The US Army and the United Arab Emirates (UAE) are the two current THAAD customers. The programme is rapidly maturing, witnessed by the US Army’s activation earlier this year of its sixth THAAD battery. Scott Arnold, the vice president of PAC-3 programmes, pointed out the company, “continues to have other international interest in THAAD and is ongoing in its production for the US Army.”

The major programme milestone is fielding the next generation THAAD – known as THAAD ER (extended range). The ER missile is a two-stage variant with unspecified greater range and velocity, and covering more battle space.

As background, Lockheed Martin has been developing its THAAD-ER concept for about 10 years. Lockheed has invested its own research funding to explore the ER design

In a DoD press briefing this February, Vice Adm. James Syring, the director of the Missile Defense Agency (MDA), noted THAAD ER remained on track for a 2025 deployment timeframe. Syring further pointed out that’s when, “ER if it was approved [as a programm] would deliver. It's about a 10-year development programm.”

Returning to the media briefing, Lockheed Martin’s lower-tier interceptor is the capable PAC-3. The PAC-3 is a high velocity interceptor with a hit-to-kill technology underpinning and remains effective against ballistic missiles, aircraft and other breathing targets such as cruise missiles.
PAC-3 has been in production for more than ten years. The missile is operational with the US Army and five current international customers. Arnold added: “In addition we have four other international customers that are on contract and who we will be delivering their equipment, and they will be fielding PAC-3 in the next several years.”    

The MSE (missile system enhancement) is the most recent PAC-3 development. The enhanced missile takes the PAC-3’s hit-to-kill technology and adds a more capable booster and attitude control system. “This gives us more agility,” Arnold said. “It allows to double the reach that the weapon system has in terms of altitude or range, thereby extending the defended area and also allowing us to get into the overlapping, defended bands with THAAD.”    

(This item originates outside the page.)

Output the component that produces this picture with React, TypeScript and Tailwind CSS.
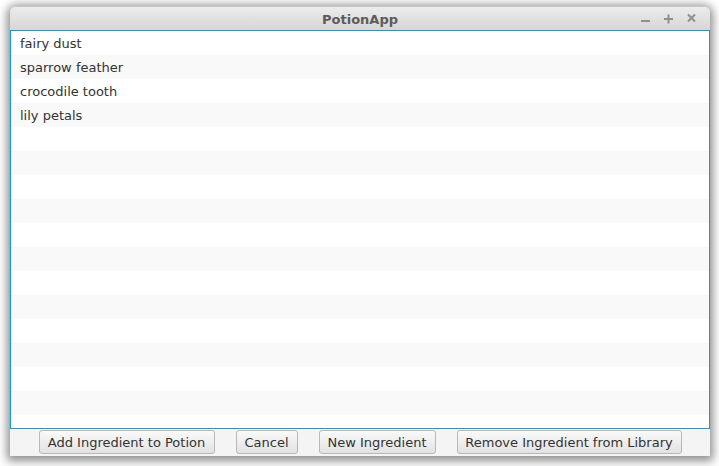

Lockheed Martin has delivered 77 of the initial 92 MSEs on contract to the Army. The service declared initial operating capability with MSE this July. “We also have 250 missiles on backlog,” Arnold revealed. A full rate MSE production decision is expected within the next two years.  

We are more than 30 AEGIS BMD-capable ships in the fleet today,” Brad Hicks, the vice president of business development for integrated warfare systems and sensors, noted.  The system continues to go through continued upgrades and capacity. In one instance, beginning with USS John Finn (DDG -113), the US Navy is building DDGs with an inherent BMD capability.

In another programme milestone, USS JOHN PAUL JONES (DDG-53), primarily the service’s BMD test-ship, successfully demonstrated AEGIS’ ability to conduct a complicated tracking exercise against a medium range ballistic missile during its endo phase (inside the earth’s atmosphere) of flight during the May 2015 FTX-21 event.  

An unheralded AEGIS programme activity, in much of the main defence media, is its expansion in the international market. Indeed, as this article was being prepared for publication the evening of 15 August, Lockheed Martin announced the global AEGIS fleet will expand in Japan and the Republic of Korea (ROK) under a contract to bring integrated air and missile defense capabilities to new destroyers.

The ships will be equipped with AEGIS Baseline 9, the latest evolution of the combat system.

Under this new production hardware contract, Lockheed Martin will expand the AEGIS fleet in Japan: The seventh and eighth AEGIS ships will join Japan’s fleet. Aegis provides four of Japan’s KONGO-class destroyers and two ATAGO-class destroyers with advanced sea, air and undersea threat detection capabilities.

And in the ROK: AEGIS will join the next three KDX-III SEJONG THE GREAT-class destroyers, a multi-purpose destroyer with air and land defence and anti-submarine capabilities. AEGIS is aboard three KDX-III destroyers: RoK SEJONG THE GREAT, RoK YULGOK YI I and RoK SEOAE RYU SUNGRYONG, which are the largest surface warfare ships to carry AEGIS.

The Republic of Korea joined the international AEGIS fleet in 2008, when the navy commissioned the first ship of the class, SEJONG THE GREAT.